*** MATERIAL
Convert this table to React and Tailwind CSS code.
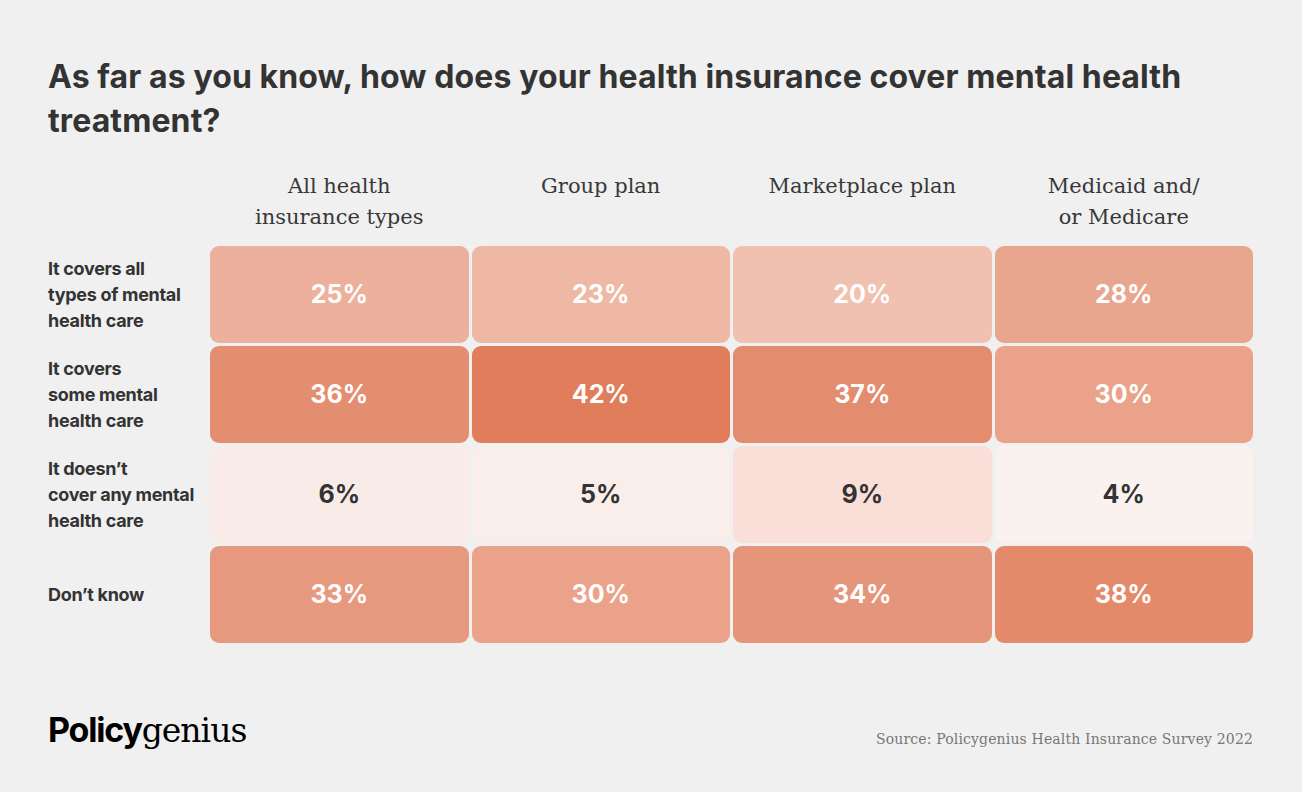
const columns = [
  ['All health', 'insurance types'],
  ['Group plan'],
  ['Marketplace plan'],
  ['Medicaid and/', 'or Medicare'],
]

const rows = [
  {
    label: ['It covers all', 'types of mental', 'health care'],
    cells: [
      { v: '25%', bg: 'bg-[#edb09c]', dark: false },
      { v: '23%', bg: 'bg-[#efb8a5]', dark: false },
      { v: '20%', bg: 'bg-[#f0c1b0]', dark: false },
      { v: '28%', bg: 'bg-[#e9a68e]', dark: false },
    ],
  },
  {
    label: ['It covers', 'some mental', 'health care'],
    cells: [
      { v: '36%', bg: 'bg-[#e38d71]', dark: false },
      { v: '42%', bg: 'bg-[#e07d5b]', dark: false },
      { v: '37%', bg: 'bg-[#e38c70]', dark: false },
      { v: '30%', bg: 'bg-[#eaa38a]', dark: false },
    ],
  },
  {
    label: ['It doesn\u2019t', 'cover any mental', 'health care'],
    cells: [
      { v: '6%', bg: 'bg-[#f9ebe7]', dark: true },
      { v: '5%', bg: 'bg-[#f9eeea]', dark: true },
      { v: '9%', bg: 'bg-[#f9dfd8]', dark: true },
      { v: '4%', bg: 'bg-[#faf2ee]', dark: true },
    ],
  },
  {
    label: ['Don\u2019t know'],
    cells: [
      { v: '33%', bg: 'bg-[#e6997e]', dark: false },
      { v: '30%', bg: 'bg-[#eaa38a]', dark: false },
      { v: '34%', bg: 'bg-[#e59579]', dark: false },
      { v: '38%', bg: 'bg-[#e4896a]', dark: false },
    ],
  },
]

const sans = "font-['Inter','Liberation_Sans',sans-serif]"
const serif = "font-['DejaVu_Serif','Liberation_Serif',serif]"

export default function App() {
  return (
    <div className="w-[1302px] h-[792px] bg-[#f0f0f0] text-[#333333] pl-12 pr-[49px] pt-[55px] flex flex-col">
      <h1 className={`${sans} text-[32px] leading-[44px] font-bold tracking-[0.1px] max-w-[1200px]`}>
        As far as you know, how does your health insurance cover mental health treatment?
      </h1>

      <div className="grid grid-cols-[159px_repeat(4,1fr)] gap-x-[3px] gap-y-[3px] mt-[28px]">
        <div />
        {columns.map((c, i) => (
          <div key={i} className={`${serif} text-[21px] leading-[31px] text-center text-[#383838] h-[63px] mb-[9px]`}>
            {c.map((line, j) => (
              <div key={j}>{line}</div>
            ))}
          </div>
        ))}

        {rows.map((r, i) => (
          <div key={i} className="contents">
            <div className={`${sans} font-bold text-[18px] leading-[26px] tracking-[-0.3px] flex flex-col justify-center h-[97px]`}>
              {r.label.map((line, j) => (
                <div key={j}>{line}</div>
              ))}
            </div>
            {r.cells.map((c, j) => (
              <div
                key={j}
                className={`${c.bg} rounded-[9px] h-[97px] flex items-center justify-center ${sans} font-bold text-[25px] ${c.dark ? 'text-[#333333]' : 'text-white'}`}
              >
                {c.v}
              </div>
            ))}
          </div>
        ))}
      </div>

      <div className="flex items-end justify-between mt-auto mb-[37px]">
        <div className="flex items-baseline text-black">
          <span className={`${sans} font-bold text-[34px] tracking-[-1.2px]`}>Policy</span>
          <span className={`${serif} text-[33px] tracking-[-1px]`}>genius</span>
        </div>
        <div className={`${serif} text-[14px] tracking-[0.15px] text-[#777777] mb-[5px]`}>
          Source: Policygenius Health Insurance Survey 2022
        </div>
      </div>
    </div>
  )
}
******
EXERCISE DETAILS: Pictures are excluded; copy all other data exactly as shown.

FINAL RESULT:
Convert this table to React and Tailwind CSS code.
const columns = [
  ['All health', 'insurance types'],
  ['Group plan'],
  ['Marketplace plan'],
  ['Medicaid and/', 'or Medicare'],
]

const rows = [
  {
    label: ['It covers all', 'types of mental', 'health care'],
    cells: [
      { v: '25%', bg: 'bg-[#edb09c]', dark: false },
      { v: '23%', bg: 'bg-[#efb8a5]', dark: false },
      { v: '20%', bg: 'bg-[#f0c1b0]', dark: false },
      { v: '28%', bg: 'bg-[#e9a68e]', dark: false },
    ],
  },
  {
    label: ['It covers', 'some mental', 'health care'],
    cells: [
      { v: '36%', bg: 'bg-[#e38d71]', dark: false },
      { v: '42%', bg: 'bg-[#e07d5b]', dark: false },
      { v: '37%', bg: 'bg-[#e38c70]', dark: false },
      { v: '30%', bg: 'bg-[#eaa38a]', dark: false },
    ],
  },
  {
    label: ['It doesn\u2019t', 'cover any mental', 'health care'],
    cells: [
      { v: '6%', bg: 'bg-[#f9ebe7]', dark: true },
      { v: '5%', bg: 'bg-[#f9eeea]', dark: true },
      { v: '9%', bg: 'bg-[#f9dfd8]', dark: true },
      { v: '4%', bg: 'bg-[#faf2ee]', dark: true },
    ],
  },
  {
    label: ['Don\u2019t know'],
    cells: [
      { v: '33%', bg: 'bg-[#e6997e]', dark: false },
      { v: '30%', bg: 'bg-[#eaa38a]', dark: false },
      { v: '34%', bg: 'bg-[#e59579]', dark: false },
      { v: '38%', bg: 'bg-[#e4896a]', dark: false },
    ],
  },
]

const sans = "font-['Inter','Liberation_Sans',sans-serif]"
const serif = "font-['DejaVu_Serif','Liberation_Serif',serif]"

export default function App() {
  return (
    <div className="w-[1302px] h-[792px] bg-[#f0f0f0] text-[#333333] pl-12 pr-[49px] pt-[55px] flex flex-col">
      <h1 className={`${sans} text-[32px] leading-[44px] font-bold tracking-[0.1px] max-w-[1200px]`}>
        As far as you know, how does your health insurance cover mental health treatment?
      </h1>

      <div className="grid grid-cols-[159px_repeat(4,1fr)] gap-x-[3px] gap-y-[3px] mt-[28px]">
        <div />
        {columns.map((c, i) => (
          <div key={i} className={`${serif} text-[21px] leading-[31px] text-center text-[#383838] h-[63px] mb-[9px]`}>
            {c.map((line, j) => (
              <div key={j}>{line}</div>
            ))}
          </div>
        ))}

        {rows.map((r, i) => (
          <div key={i} className="contents">
            <div className={`${sans} font-bold text-[18px] leading-[26px] tracking-[-0.3px] flex flex-col justify-center h-[97px]`}>
              {r.label.map((line, j) => (
                <div key={j}>{line}</div>
              ))}
            </div>
            {r.cells.map((c, j) => (
              <div
                key={j}
                className={`${c.bg} rounded-[9px] h-[97px] flex items-center justify-center ${sans} font-bold text-[25px] ${c.dark ? 'text-[#333333]' : 'text-white'}`}
              >
                {c.v}
              </div>
            ))}
          </div>
        ))}
      </div>

      <div className="flex items-end justify-between mt-auto mb-[37px]">
        <div className="flex items-baseline text-black">
          <span className={`${sans} font-bold text-[34px] tracking-[-1.2px]`}>Policy</span>
          <span className={`${serif} text-[33px] tracking-[-1px]`}>genius</span>
        </div>
        <div className={`${serif} text-[14px] tracking-[0.15px] text-[#777777] mb-[5px]`}>
          Source: Policygenius Health Insurance Survey 2022
        </div>
      </div>
    </div>
  )
}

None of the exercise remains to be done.